So I always want to try to get kids to have big mathematical discussions in class, but it doesn’t always happen. Today a VERY lively mathematical discussion broke out in class. There was a point where like 3 kids were up at the board, vigorously gesturing at the models that were written at the board, while the rest of the class waited breathlessly for one of them to be conferred as “the answer”. It was out of hand.
Now this didn’t exactly go well. I’m not saying a bunch of kids screaming at each other is ‘productive discourse’, but that’s to be understood. The class was actually a class I was subbing and it was the second day the class had ever met, and a huge chunk of kids missed class on the first day. Class started very quiet as to be expected from a new group with a sub teacher, so I wasn’t really emphasizing turn-taking and sharing, which I would later regret.
Here’s the problem that the class was working on:
Draw a diagram 1:
There’s a softball league with three teams, The Alligators, The Bears, The Crocodiles, The Dolphins, The Eagles, The Foxes, The Grizzlies. Each team plays each of the others 3 times. How many games are played?
I asked the students to read the problem as a group. It would have been nice to stop after the first sentence and do a Notice, Wonder, but instead I asked a few questions to make sure people were interpreting the question right.
- “What’s important here?”
- “7 teams, 3 times”
- “What’s a game?”
- “When two teams play each other.”
They started working, and when they did I made sure I only commented on their process, and I didn’t confer if anything was right or not. Anyone who thought they were done I asked them to explain their process further, or to draw the diagram that the teacher requested. At this point the class was pretty low energy, and seemed to be convinced that they had the right answer.
The was a quiet girl in the middle of the U shaped tables whose method I wanted to talk about first. She literally listed out all of the games, and the rest of the kids just immediately started multiplying. The Elmo didn’t work, and the class was pretty low-energy, so I started by writing what I heard her say, which also allowed me to organize the work slightly (re-writing student work isn’t ideal, she should have done it, but it made sense given the context). Once all the games were up there, grumbling started.
- “What happened after the AG team?”
- “Why is there no BA game?”
- “Why doesn’t G play any games?”
After first thinking that she made a mistake, I encouraged the student to defend her work and explain that after we counted the first ‘AB’ game where The Alligators played The Bears, we didn’t need to count The Bears playing the Alligators. Grumbles.

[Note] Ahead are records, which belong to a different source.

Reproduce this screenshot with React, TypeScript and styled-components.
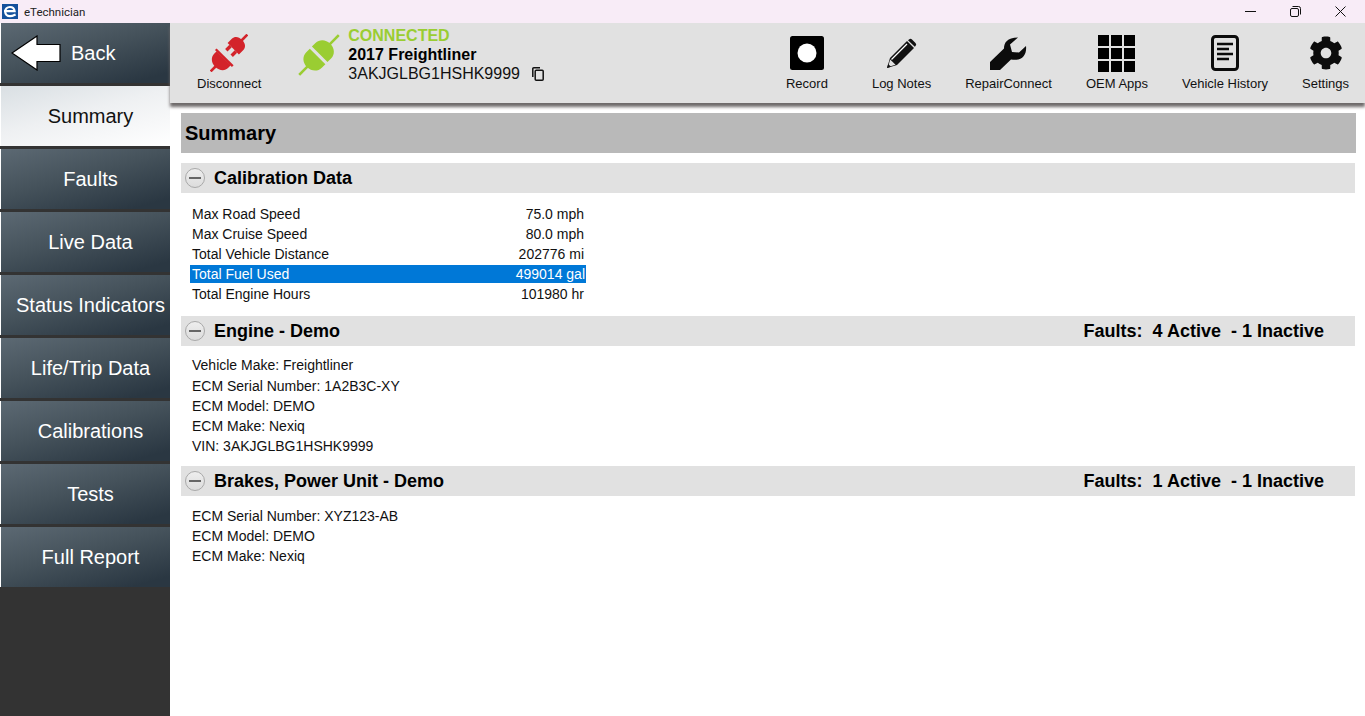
import React from "react";
import styled, { createGlobalStyle } from "styled-components";
import { FaCog } from "react-icons/fa";

const Global = createGlobalStyle`
  html, body { margin: 0; padding: 0; height: 100%; background: #fff; overflow: hidden; }
  #root { height: 100%; }
  * { box-sizing: border-box; }
`;

const Page = styled.div`
  display: flex;
  flex-direction: column;
  width: 100%;
  height: 100vh;
  font-family: "Liberation Sans", Arial, sans-serif;
  color: #000;
`;
const TitleBar = styled.header`
  display: flex;
  align-items: center;
  flex: 0 0 23px;
  height: 23px;
  background: #f8ecf7;
  padding-left: 2px;
`;
const AppName = styled.span`
  margin-left: 6px;
  font-family: Roboto, sans-serif;
  font-size: 11.5px;
  color: #222;
`;
const WindowControls = styled.div`
  display: flex;
  margin-left: auto;
  padding-right: 2px;
  align-items: center;
`;
const WindowButton = styled.button`
  width: 45px;
  height: 23px;
  padding: 0;
  border: 0;
  background: none;
  display: flex;
  align-items: center;
  justify-content: center;
  color: #111;
`;
const Body = styled.div`
  display: flex;
  flex: 1;
  min-height: 0;
`;
const Sidebar = styled.nav`
  display: flex;
  flex-direction: column;
  gap: 3px;
  flex: 0 0 170px;
  background: #333;
`;
const NavButton = styled.div<{ $active?: boolean }>`
  display: flex;
  align-items: center;
  justify-content: center;
  height: 60px;
  padding-left: 10px;
  font-size: 20px;
  white-space: nowrap;
  border-left: 1px solid #fff;
  color: ${(p) => (p.$active ? "#111" : "#fff")};
  background: ${(p) =>
    p.$active
      ? "linear-gradient(165deg, #d9dfe3 0%, #eef0f2 45%, #ffffff 100%)"
      : "linear-gradient(165deg, #5c6973 0%, #45525b 45%, #2a3742 90%)"};
`;
const BackButton = styled(NavButton)`
  justify-content: flex-start;
  gap: 10px;
`;
const Main = styled.main`
  display: flex;
  flex-direction: column;
  flex: 1;
  min-width: 0;
`;
const Toolbar = styled.div`
  display: flex;
  align-items: stretch;
  height: 80px;
  flex: 0 0 80px;
  background: #e1e1e1;
  box-shadow: 0 4px 3px #6f6b6b;
  padding-right: 16px;
  position: relative;
`;
const ToolGroup = styled.div`
  display: flex;
  gap: 34px;
  margin-left: auto;
`;
const Tool = styled.div<{ $spaced?: boolean }>`
  display: flex;
  flex-direction: column;
  align-items: center;
  justify-content: flex-end;
  padding-bottom: 11px;
  font-size: 13px;
  line-height: 16px;
  color: #111;
  white-space: nowrap;
  margin-right: ${(p) => (p.$spaced ? "10px" : "0")};
`;
const DisconnectTool = styled(Tool)`
  margin-left: 27px;
`;
const IconSlot = styled.div`
  height: 40px;
  width: 100%;
  display: flex;
  align-items: center;
  justify-content: center;
  margin-bottom: 3px;
  color: #0c0c0c;
`;
const Connection = styled.div`
  display: flex;
  align-items: flex-start;
  margin-left: 36px;
  padding-top: 3px;
`;
const PlugWrap = styled.div`
  margin-top: 8px;
  margin-right: 8px;
  margin-left: 1px;
  display: flex;
`;
const ConnInfo = styled.div`
  display: flex;
  flex-direction: column;
  font-size: 16px;
  line-height: 19px;
`;
const ConnStatus = styled.div`
  font-weight: 700;
  color: #9acd32;
`;
const VehicleName = styled.div`
  font-weight: 700;
  color: #000;
`;
const VinRow = styled.div`
  display: flex;
  align-items: center;
  gap: 12px;
  color: #111;
`;
const Content = styled.div`
  flex: 1;
  padding: 10px 9px 0 11px;
  display: flex;
  flex-direction: column;
`;
const PageTitle = styled.h1`
  margin: 0 0 10px;
  height: 40px;
  line-height: 40px;
  padding-left: 4px;
  font-size: 20px;
  font-weight: 700;
  background: #b9b9b9;
`;
const SectionHeader = styled.div`
  display: flex;
  align-items: center;
  height: 30px;
  margin-right: 1px;
  padding: 0 31px 0 4px;
  background: #e1e1e1;
  font-size: 18px;
  font-weight: 700;
`;
const Collapse = styled.span`
  position: relative;
  flex: 0 0 20px;
  width: 20px;
  height: 20px;
  margin-right: 9px;
  border-radius: 50%;
  border: 1px solid #a9a9a9;
  background: linear-gradient(#eeeeee, #dcdcdc);
  &::after {
    content: "";
    position: absolute;
    left: 3px;
    right: 3px;
    top: 8px;
    height: 2px;
    background: #666;
  }
`;
const FaultSummary = styled.span`
  margin-left: auto;
  white-space: pre;
`;
const CalBlock = styled.div`
  display: flex;
  flex-direction: column;
  gap: 2px;
  width: 396px;
  margin: 12px 0 13px 9px;
`;
const CalRow = styled.div<{ $selected?: boolean }>`
  display: flex;
  justify-content: space-between;
  height: 18px;
  line-height: 18px;
  padding: 0 ${(p) => (p.$selected ? "1px" : "2px")} 0 2px;
  font-size: 14px;
  color: ${(p) => (p.$selected ? "#fff" : "#111")};
  background: ${(p) => (p.$selected ? "#0078d7" : "transparent")};
`;
const InfoBlock = styled.div<{ $top: number; $bottom: number }>`
  margin: ${(p) => p.$top}px 0 ${(p) => p.$bottom}px 11px;
  font-size: 14px;
  line-height: 20.2px;
  color: #111;
`;

const Logo = () => (
  <svg width="16" height="15" viewBox="0 0 16 15">
    <rect width="16" height="15" fill="#14509c" />
    <path d="M2 7.2H12.6C12.3 4.6 10.4 3 7.9 3C5.2 3 3.2 5 3.2 7.6C3.2 10.2 5.2 12.2 8 12.2C9.6 12.2 11 11.6 13.6 10.4" fill="none" stroke="#fff" strokeWidth="2.2" />
  </svg>
);
const BackArrow = () => (
  <svg width="50" height="36" viewBox="0 0 50 36">
    <path d="M1 18L26 1V9.5H49V26.5H26V35Z" fill="#fff" stroke="#000" strokeWidth="1.2" />
  </svg>
);
const Disconnect = () => (
  <svg width="38" height="38" viewBox="-19 -19 38 38">
    <g transform="rotate(45)" fill="#d3232a">
      <rect x="-1.3" y="-26" width="2.6" height="9" />
      <path d="M-8 -6V-12C-8 -16 -5 -18.5 0 -18.5C5 -18.5 8 -16 8 -12V-6Z" />
      <rect x="-5.5" y="-6" width="3.4" height="6" />
      <rect x="2.1" y="-6" width="3.4" height="6" />
      <rect x="-12" y="5.5" width="24" height="2.4" />
      <path d="M-10 7.5H10V11C10 16 5.5 19.5 0 19.5C-5.5 19.5 -10 16 -10 11Z" />
      <rect x="-1.3" y="18" width="2.6" height="8" />
    </g>
  </svg>
);
const Plug = () => (
  <svg width="42" height="42" viewBox="-21 -21 42 42">
    <g transform="rotate(45)" fill="#9acd32">
      <rect x="-1.3" y="-28" width="2.6" height="14" />
      <path d="M-11 -1V-6C-11 -12 -6 -16 0 -16C6 -16 11 -12 11 -6V-1Z" />
      <path d="M-11 2V7C-11 13 -6 17 0 17C6 17 11 13 11 7V2Z" />
      <rect x="-1.3" y="15" width="2.6" height="13" />
    </g>
  </svg>
);
const CopyIcon = () => (
  <svg width="12" height="14" viewBox="0 0 12 14" fill="none" stroke="#111" strokeWidth="1.5">
    <path d="M0.8 10V1.8Q0.8 0.8 1.8 0.8H8" />
    <rect x="3.2" y="3.2" width="8" height="10" rx="1" />
  </svg>
);
const RecordIcon = () => (
  <svg width="34" height="34" viewBox="0 0 34 34">
    <rect width="34" height="34" rx="2.5" fill="#000" />
    <circle cx="17" cy="17" r="9.5" fill="#fff" />
  </svg>
);
const PencilIcon = () => (
  <svg width="30" height="30" viewBox="0 0 30 30">
    <path d="M0 30L3 20L20 3L27 10L10 27Z" fill="#111" />
    <path d="M22 1.5Q23.5 0 25 1.5L28.5 5Q30 6.5 28.5 8L27.8 8.7L21 2.3Z" fill="#111" />
    <path d="M4.5 21.5L20 6" stroke="#fff" strokeWidth="1.2" />
    <path d="M3.2 21.5L8.5 26.8L1 29Z" fill="#e1e1e1" />
    <path d="M0 30L1.2 26L4 28.8Z" fill="#111" />
  </svg>
);
const WrenchIcon = () => (
  <svg width="37" height="33" viewBox="0 0 37 33">
    <path d="M0 25L14 11.5C14 6 17 0.5 28 0.5L20 7.5L22 15L29 15.5L36 9C37 18 32 24.5 21 22.5L10 33H0Z" fill="#0c0c0c" />
  </svg>
);
const GridIcon = () => (
  <svg width="37" height="37" viewBox="0 0 37 37" fill="#000">
    {[0, 13, 26].flatMap((y) =>
      [0, 13, 26].map((x) => <rect key={`${x}-${y}`} x={x} y={y} width="11" height="11" />)
    )}
  </svg>
);
const DocIcon = () => (
  <svg width="28" height="36" viewBox="0 0 28 36" fill="none" stroke="#0c0c0c">
    <rect x="1.5" y="1.5" width="25" height="33" rx="3" strokeWidth="3" />
    <path d="M6 9H22M6 14H18M6 19H22M6 24H18" strokeWidth="2.4" />
  </svg>
);

const navItems = ["Faults", "Live Data", "Status Indicators", "Life/Trip Data", "Calibrations", "Tests", "Full Report"];
const calibration = [
  ["Max Road Speed", "75.0 mph"],
  ["Max Cruise Speed", "80.0 mph"],
  ["Total Vehicle Distance", "202776 mi"],
  ["Total Fuel Used", "499014 gal"],
  ["Total Engine Hours", "101980 hr"],
];
const tools: [string, React.ReactNode][] = [
  ["Log Notes", <PencilIcon />],
  ["RepairConnect", <WrenchIcon />],
  ["OEM Apps", <GridIcon />],
  ["Vehicle History", <DocIcon />],
  ["Settings", <FaCog size={34} />],
];

export default function App() {
  return (
    <Page>
      <Global />
      <TitleBar>
        <Logo />
        <AppName>eTechnician</AppName>
        <WindowControls>
          <WindowButton aria-label="Minimize">
            <svg width="11" height="11" viewBox="0 0 11 11"><path d="M0 5.5H11" stroke="#111" /></svg>
          </WindowButton>
          <WindowButton aria-label="Restore">
            <svg width="11" height="11" viewBox="0 0 11 11" fill="none" stroke="#111"><rect x="0.5" y="2.5" width="8" height="8" rx="1.5" /><path d="M2.5 0.5H8.5Q10.5 0.5 10.5 2.5V8.5" /></svg>
          </WindowButton>
          <WindowButton aria-label="Close">
            <svg width="11" height="11" viewBox="0 0 11 11"><path d="M0.5 0.5L10.5 10.5M10.5 0.5L0.5 10.5" stroke="#111" /></svg>
          </WindowButton>
        </WindowControls>
      </TitleBar>
      <Body>
        <Sidebar>
          <BackButton><BackArrow />Back</BackButton>
          <NavButton $active>Summary</NavButton>
          {navItems.map((n) => <NavButton key={n}>{n}</NavButton>)}
        </Sidebar>
        <Main>
          <Toolbar>
            <DisconnectTool>
              <IconSlot><Disconnect /></IconSlot>
              Disconnect
            </DisconnectTool>
            <Connection>
              <PlugWrap><Plug /></PlugWrap>
              <ConnInfo>
                <ConnStatus>CONNECTED</ConnStatus>
                <VehicleName>2017 Freightliner</VehicleName>
                <VinRow>3AKJGLBG1HSHK9999<CopyIcon /></VinRow>
              </ConnInfo>
            </Connection>
            <ToolGroup>
              <Tool $spaced>
                <IconSlot><RecordIcon /></IconSlot>
                Record
              </Tool>
              {tools.map(([label, icon]) => (
                <Tool key={label}>
                  <IconSlot>{icon}</IconSlot>
                  {label}
                </Tool>
              ))}
            </ToolGroup>
          </Toolbar>
          <Content>
            <PageTitle>Summary</PageTitle>
            <SectionHeader><Collapse />Calibration Data</SectionHeader>
            <CalBlock>
              {calibration.map(([k, v]) => (
                <CalRow key={k} $selected={k === "Total Fuel Used"}><span>{k}</span><span>{v}</span></CalRow>
              ))}
            </CalBlock>
            <SectionHeader>
              <Collapse />Engine - Demo
              <FaultSummary>{"Faults:  4 Active  - 1 Inactive"}</FaultSummary>
            </SectionHeader>
            <InfoBlock $top={9.4} $bottom={9.6}>
              <div>Vehicle Make: Freightliner</div>
              <div>ECM Serial Number: 1A2B3C-XY</div>
              <div>ECM Model: DEMO</div>
              <div>ECM Make: Nexiq</div>
              <div>VIN: 3AKJGLBG1HSHK9999</div>
            </InfoBlock>
            <SectionHeader>
              <Collapse />Brakes, Power Unit - Demo
              <FaultSummary>{"Faults:  1 Active  - 1 Inactive"}</FaultSummary>
            </SectionHeader>
            <InfoBlock $top={10} $bottom={0}>
              <div>ECM Serial Number: XYZ123-AB</div>
              <div>ECM Model: DEMO</div>
              <div>ECM Make: Nexiq</div>
            </InfoBlock>
          </Content>
        </Main>
      </Body>
    </Page>
  );
}
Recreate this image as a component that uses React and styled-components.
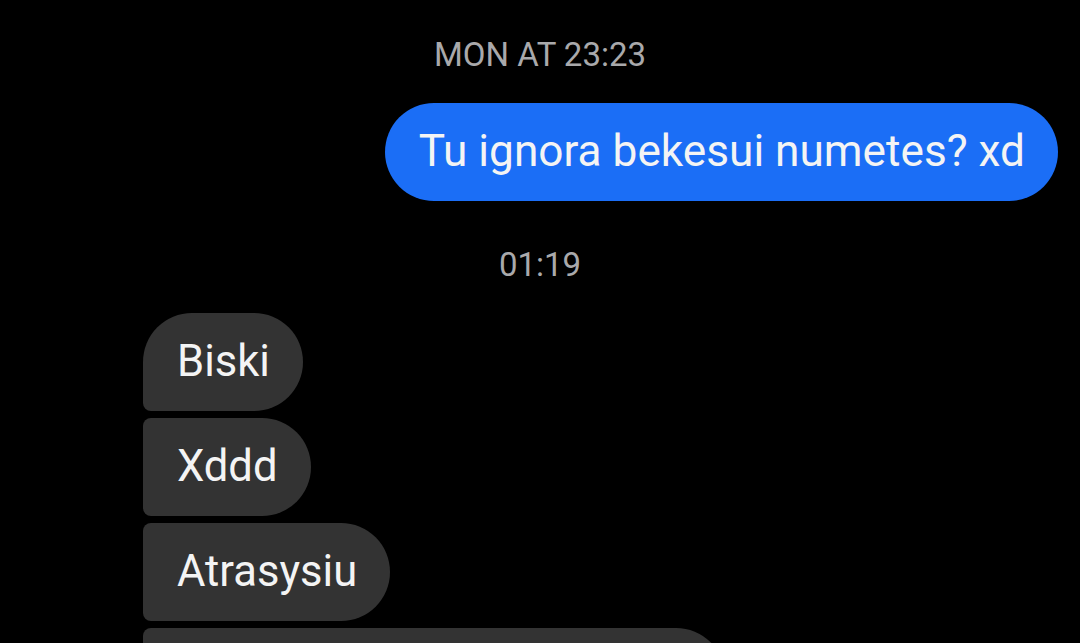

One of the students who disagreed offered to describe what he did. He said that The Alligators are going to play 3 games against The Bears, 3 games against The Crocodiles… and thus they would play 6 games 3 times, or 18 games. So then the rest of the teams would play 18 games. So then a bunch of people agreed with that, but there were now contrary grumbles about the games being double counted. Around this point people stated asking me what the answer was. I said that’s your job to figure it out. If it’s the answer you should be able to defend it. THe students kept talking about it and as they talked I came up with representations to write on the board to show what they were thinking. I drew a table with ABCDEFG along the side and the top and wrote the number 3 in all the spaces so people could see all the games. As people began to question the number of games, I wrote out the decreasing cascade of games 18+15+12+9+6+3+0 as the student in the back who listed the games began a more vigorous defense of her ideas. The main student opposed to this still had questions and offered to come to the board and draw his own diagram. I stepped to the side. Suddenly 3 students were up there having a screaming match and the rest of the class was following along vigorously. One student had defined “playing” as both hosting a game, and travelling to play a game, and so he was counting the double-counted games. I explained how this misunderstanding of the problem led to his different understanding, and if that is the way it was defined, then the problem would have a different answer. The kids were still wanting me to pick an answer, but I think if you understood the problem differently and can explain your work, then that would be your answer. The class quieted down and everyone said their brain hurt.